7 December 2006 Edition
The Mitchel McLaughlin Column
Irish Government should take lead in building all-Ireland economy
The Irish government should redouble its efforts to build an all-Ireland economy by drawing up plans for cross border integration in all aspects of commercial and social development. It should direct its energies and influences towards also convincing the British government that the future lies in economic policies specifically for the island of Ireland detached from British Exchequer policies designed for the fiscal stability of the island of Britain. If Irish economic development is to reach its full potential in a programmed and managed manner then what is required is co-operation and integrated planning between the Finance Ministers North and South pending eventual economic and political re-integration.
Both governments at the highest level have voiced their opinions that an island economy is in the long-term interests of all the people of Ireland.

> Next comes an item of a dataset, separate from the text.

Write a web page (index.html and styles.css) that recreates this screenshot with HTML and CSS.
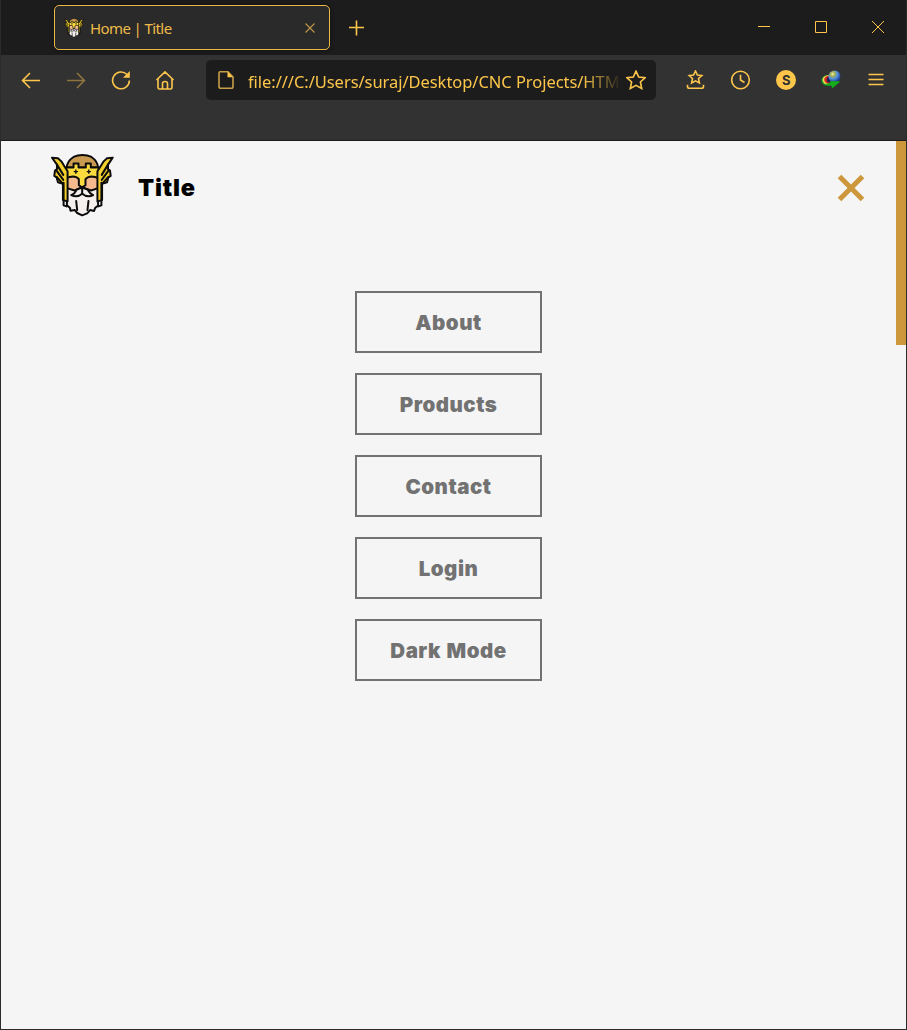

Sinn Féin believes that the onward march towards a united Ireland is unstoppable and all other parties except the unionists are on record as having Irish unity as their political objective. And although unionist politicians will not say so publicly there are few of them who believe anymore that there will never be a united Ireland. Therefore we cannot afford to delay in laying the economic foundations for future stability. It would be to the benefit of all the people on this island if public expenditure was planned and managed on an all-Ireland basis. The British Secretary of State Peter Hain is also on record as accepting the Northern economy - divorced from the rest of the island - is unsustainable. Irish government ministers have likewise publicly endorsed an island economy and must now step up to the mark and play their part in working towards national reintegration.
In recent comments for instance, Brian Cowen, Dermot Ahern, and Micheál Martin are all on public record espousing the practicalities of development of infrastructural, economic, energy, educational and social structures on an all-Ireland basis. But it is not just nationalist political parties and the two governments that have recognised the need for this unitary approach. It has also been embraced by many business organisations, trade unionists, economic commentators and educationalists.
Sinn Féin has long called for this approach from both governments and all of the parties. I believe that we have now had enough rhetoric and promises, task forces and feasibility studies; it's time for action. I look forward to working with the two governments, the SDLP and others in delivering on this agenda. Now that there is a growing public consensus on the issue there is no excuse for further delay.
Hopefully we will have stable working political institutions in the North in the near future and this will allow for locally elected politicians to take decisions in collaboration with their southern counterparts. Integrated planning and spending can only benefit all of the people of Ireland regardless of political affiliation.